Depois de alguns meses, Romoaldo afirmou que não poderia pagar a conta, porque não havia sustentação jurídica para a celebração do acordo, dizendo que só quem poderia autorizar isso era o “baixinho”, em alusão a Riva. Domingues então procurou o parlamentar e, junto com Mielli, recebeu como resposta que o pagamento poderia ser feito, desde que houvesse o pagamento de uma taxa de retorno - propina - de 50% do montante. Dias depois, o pedido foi ajustado e ficou acordado que o ex-deputado receberia 45%.
Após apresentar um parecer jurídico ao então procurador, Anderson Godoi, e sob a orientação do então secretário-geral, Luiz Márcio Pommot, o acordo foi celebrado e se decidiu que o pagamento seria quitado em três parcelas mensais, sendo que do montante, Riva ficaria com 45%. O primeiro pagamento foi feito em fevereiro de 2014. Domingues então procurou Pommot para saber como se daria o retorno da quantia devida a Riva.
PROBLEMAS - Ao se reunir com o então secretário-geral, o advogado foi surpreendido com a presença de Francisvaldo, que exigia o pagamento dos R$ 500 mil devidos a Romoaldo e de sua parte na transação, 1%. Depois de discutirem rispidamente, com a ameaça feita por Dico de suspender os pagamentos, ficou acertado que a parte do peemedebista seria paga ao final da última parcela.
Depois da quitação da segunda parte da dívida, Domingues estava em um shopping da cidade quando, segundo ele, foi abordado por Romoaldo. “Cadê o meu dinheiro, p***a”, teria dito o parlamentar. Domingues resolveu informar Mielli sobre este pagamento e recebeu como resposta do advogado que ele só quitaria a parte devida a Riva. Em abril, o acordo foi quitado e os advogados finalizaram os repasses a Riva, sem que houvesse o pagamento a Romoaldo e Francisvaldo.
REUNIÕES - Sem ter recebido toda sua parte no esquema e diante das cobranças insistentes, Domingues decidiu gravar as reuniões que teria para tratar do assunto, sobretudo após Mielli ter afirmado que a questão com o peemedebista deveria ser resolvida por ele. Ao final da reunião, Domingues disse que não iria pagá-lo, para que Francisvaldo cobrasse de Romoaldo, já que Riva teria dito que a maior parte dos 45% tinha ido para o deputado.
Já em maio, Domingues se reuniu com Francisvaldo e Romoaldo e foi novamente cobrado acerca dos repasses. “A conta não fecha, tenho R$ 306 mil para vocês”, afirmou Domingues, conforme as gravações. Romoaldo não aceitou a proposta. “Nunca mais faço negócio com você, tá? Nunca mais faço negócio com você.

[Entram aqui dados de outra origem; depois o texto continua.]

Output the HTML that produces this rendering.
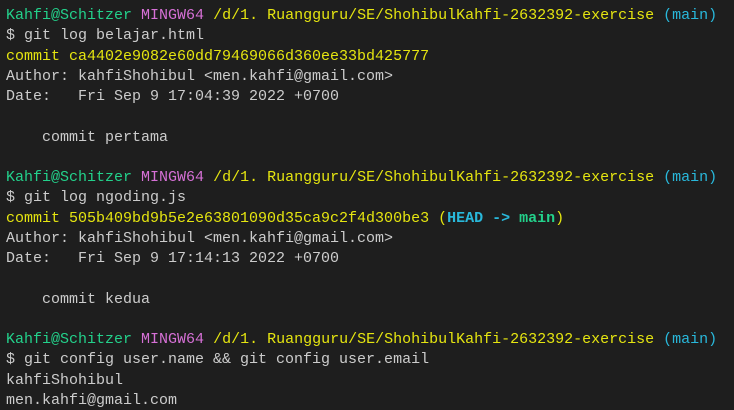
<!DOCTYPE html>
<html><head><style>
html,body{margin:0;padding:0;background:#1e1e1e;width:734px;height:410px;overflow:hidden}
pre{margin:0;padding:6px 0 0 6px;font-family:"Liberation Mono",monospace;font-size:15px;line-height:20.25px;color:#cccccc;white-space:pre}
.g{color:#23d18b}.m{color:#d670d6}.y{color:#e5e510}.c{color:#29b8db}
.b{font-weight:bold}
</style></head><body><pre><span class="g">Kahfi@Schitzer</span> <span class="m">MINGW64</span> <span class="y">/d/1. Ruangguru/SE/ShohibulKahfi-2632392-exercise</span> <span class="c">(main)</span>
$ git log belajar.html
<span class="y">commit ca4402e9082e60dd79469066d360ee33bd425777</span>
Author: kahfiShohibul &lt;men.kahfi@gmail.com&gt;
Date:   Fri Sep 9 17:04:39 2022 +0700

    commit pertama

<span class="g">Kahfi@Schitzer</span> <span class="m">MINGW64</span> <span class="y">/d/1. Ruangguru/SE/ShohibulKahfi-2632392-exercise</span> <span class="c">(main)</span>
$ git log ngoding.js
<span class="y">commit 505b409bd9b5e2e63801090d35ca9c2f4d300be3 (</span><span class="c b">HEAD -&gt; </span><span class="g b">main</span><span class="y">)</span>
Author: kahfiShohibul &lt;men.kahfi@gmail.com&gt;
Date:   Fri Sep 9 17:14:13 2022 +0700

    commit kedua

<span class="g">Kahfi@Schitzer</span> <span class="m">MINGW64</span> <span class="y">/d/1. Ruangguru/SE/ShohibulKahfi-2632392-exercise</span> <span class="c">(main)</span>
$ git config user.name &amp;&amp; git config user.email
kahfiShohibul
men.kahfi@gmail.com</pre></body></html>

Você vai procurar o José Riva e acerta com ele”, disse o parlamentar.
Domingues ainda tentou argumentar que tinha recebido menos do que o combinado e afirmou que não ficaria no prejuízo. “Eu não vou ficar no prejuízo, você que vai ver. Você não sabe o que é prejuízo, você vai ver o que é prejuízo. Prejuízo é o nome da gente”, disse o parlamentar, negando que tenha com a declaração ameaçado Domingues. Ao final do encontro, o advogado foi novamente alertado por Romoaldo. “Faz de conta que você nunca me conheceu”.
OUTRO LADO - O advogado de José Riva, Rodrigo Mudrovitsch, negou que seu cliente tenha mentido à juíza Selma Rosane Santos Arruda a respeito do caso. “As declarações e informações trazidas espontaneamente por José Riva contribuíram sobremaneira para o sucesso dessa nova fase da persecução penal. José Riva vem colaborando indistintamente com diversas investigações em curso, não possuindo qualquer intento de sonegar informações ou imputar falsamente qualquer conduta delituosa a quem sabe inocente”. O defensor destacou que o ex-deputado está à disposição para prestar quaisquer esclarecimentos. A defesa de Romoaldo não foi localizada.